Hans-Jürgen Müller, DV-Leiter bei der Hessischen Landesentwicklungs- und Treuhand GmbH, Wiesbaden, krittelt gar, es werde für den Vertriebsbeauftragten schwierig sein, das gesamte Produkt-Know-how der IBM zu beherrschen: "Ob der so qualifiziert ist, möchte ich bezweifeln." Die Neugliederung halten IBM-Kenner freilich für einen raffinierten Schachzug des Marktführers, von seinen hohen Marketingkosten herunterzukommen . "Produktorientierte Sparten wie Datenverarbeitung und Basis-Datenverarbeitung

aufrechtzuerhalten", analysiert ein Insider, "war eine teure Sache."

Mehr Effizienz im Verkauf erwartet offenkundig die IBM-Geschäftsführung von der Neuregelung. Hauptargument für die strukturelle Maßnahme, so ein Betriebsrat, sei zwar gewesen, "dem Kunden nicht mehr nur Hardware zu verkaufen, sondern ein ganzes Informationssystem", doch sei vom Topmanagement ganz klar gesagt worden, daß man sich einen größeren Umsatz erhoffe.
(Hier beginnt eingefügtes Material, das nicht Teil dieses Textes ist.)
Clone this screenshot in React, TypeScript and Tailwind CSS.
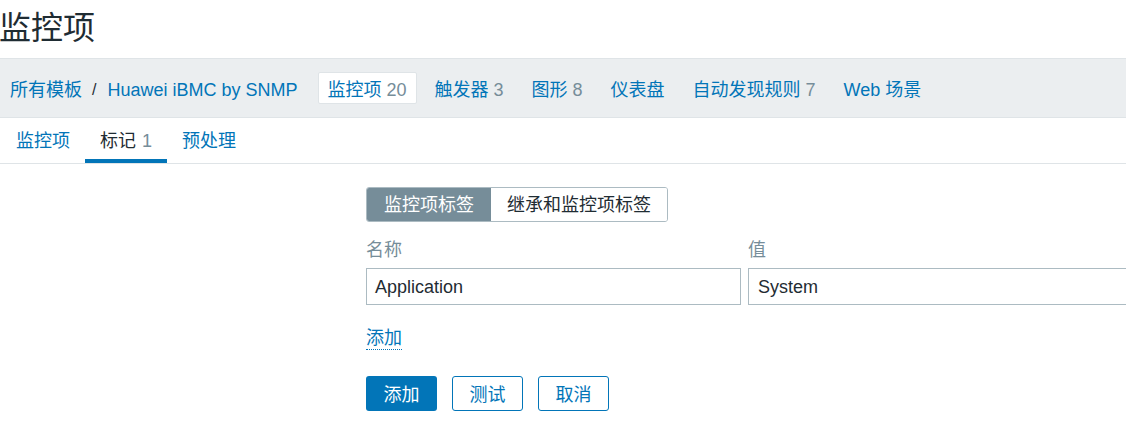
import React from "react";

const font = { fontFamily: '"Liberation Sans", "Noto Sans CJK SC", sans-serif' };

export default function App() {
  const navItems: { label: string; count?: string }[] = [
    { label: "触发器", count: "3" },
    { label: "图形", count: "8" },
    { label: "仪表盘" },
    { label: "自动发现规则", count: "7" },
    { label: "Web 场景" },
  ];
  return (
    <div className="w-[1126px] h-[432px] overflow-hidden bg-white text-[#1f2c33]" style={font}>
      {/* header */}
      <div className="h-[58px] flex items-center">
        <h1 className="text-[32px] leading-[40px] pb-[2px] -ml-[1px]">监控项</h1>
      </div>
      {/* nav bar */}
      <div className="h-[60px] bg-[#ebeef0] border-t border-b border-[#dfe4e7] flex items-center pl-[10px] pt-[3px] text-[18px] leading-[24px]">
        <span className="text-[#0275b8]">所有模板</span>
        <span className="ml-[10px] mr-[11px] text-[#1f2c33] text-[16px]">/</span>
        <span className="text-[#0275b8]">Huawei iBMC by SNMP</span>
        <div className="ml-[20px] flex items-center gap-[8px]">
          <span className="h-[32px] -mt-[3px] flex items-center pt-[3px] px-[9px] bg-white border border-[#dfe4e7] rounded-[2px] text-[#0275b8]">
            监控项<span className="ml-[5px] text-[#768d99]">20</span>
          </span>
          {navItems.map((it) => (
            <span key={it.label} className="px-[10px] text-[#0275b8]">
              {it.label}
              {it.count && <span className="ml-[5px] text-[#768d99]">{it.count}</span>}
            </span>
          ))}
        </div>
      </div>
      {/* tabs */}
      <div className="h-[46px] border-b border-[#dfe4e7] flex pl-[1px] text-[18px] leading-[24px]">
        <div className="px-[15px] flex items-center text-[#0275b8]">监控项</div>
        <div className="px-[15px] flex items-center border-b-[4px] border-[#0275b8] pt-[4px]">
          标记<span className="ml-[6px] text-[#768d99]">1</span>
        </div>
        <div className="px-[15px] flex items-center text-[#0275b8]">预处理</div>
      </div>
      {/* form */}
      <div className="pl-[366px] pt-[23px] text-[18px] leading-[24px]">
        <div className="flex">
          <div className="flex h-[35px] border border-[#acbbc2] rounded-[3px] overflow-hidden">
            <div className="bg-[#768d99] text-white px-[17px] flex items-center">监控项标签</div>
            <div className="bg-white px-[16px] flex items-center text-[#1f2c33]">继承和监控项标签</div>
          </div>
        </div>
        <div className="flex gap-[7px] mt-[16px]">
          <div className="flex flex-col">
            <label className="text-[#768d99] h-[24px]">名称</label>
            <div className="mt-[6px] w-[375px] h-[37px] border border-[#acbbc2] flex items-center px-[8px] text-[#1f2c33]">Application</div>
          </div>
          <div className="flex flex-col">
            <label className="text-[#768d99] h-[24px]">值</label>
            <div className="mt-[6px] w-[420px] h-[37px] border border-[#acbbc2] flex items-center px-[9px] text-[#1f2c33]">System</div>
          </div>
        </div>
        <div className="mt-[22px] flex">
          <span className="text-[#0275b8] border-b border-dotted border-[#0275b8] leading-[22px]">添加</span>
        </div>
        <div className="mt-[26px] flex gap-[15px]">
          <button className="w-[71px] h-[35px] pt-[2px] bg-[#0275b8] text-white rounded-[3px] flex items-center justify-center">添加</button>
          <button className="w-[71px] h-[35px] pt-[2px] bg-white text-[#0275b8] border border-[#0275b8] rounded-[3px] flex items-center justify-center">测试</button>
          <button className="w-[71px] h-[35px] pt-[2px] bg-white text-[#0275b8] border border-[#0275b8] rounded-[3px] flex items-center justify-center">取消</button>
        </div>
      </div>
    </div>
  );
}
Die Arbeitnehmervertreter waren auf einer IBM-internen Großveranstaltung im Stuttgarter International-Hotel vergangene Woche über den Operationsplan der "Big Blue"-Bosse informiert worden.

Die Neuordnung setzt nach dem Mitbestimmungsrecht die Zustimmung des IBM-Betriebsrates voraus. Wie die IBM-Pressestelle mitteilt, werden derzeit entsprechende Verhandlungen zwischen der Geschäftsleitung und den Gewerkschaftsvertretern geführt: "Die neue Organisation wird allgemein positiv aufgenommen." Dazu einer der Beteiligten: "Es ist einmalig, wie bereit die Geschäftsleitung ist, Zugeständnisse zu machen." Für ihn sei das freilich klar, "weil die unter Zeitzwang sind".

Der Erfolg der Vertriebsstraffung scheint einigen Kunden freilich zweifelhaft. So gibt Wolfgang Behrens, DV-Chef bei der Coop, Kiel, zu bedenken, daß es "falsch von der IBM wäre", langjährige Bindungen zwischen Vertriebsbeauftragten und Kunden zu zerreißen: "Ich glaube nicht, daß die IBM dann die Umsätze macht, die sie sich verspricht." Und der Kieler sorgt sich: "Wenn die IBM im Zusammenhang mit der Umstrukturierung Personal abspeckt, wird es für die Anwender sicherlich nicht besser."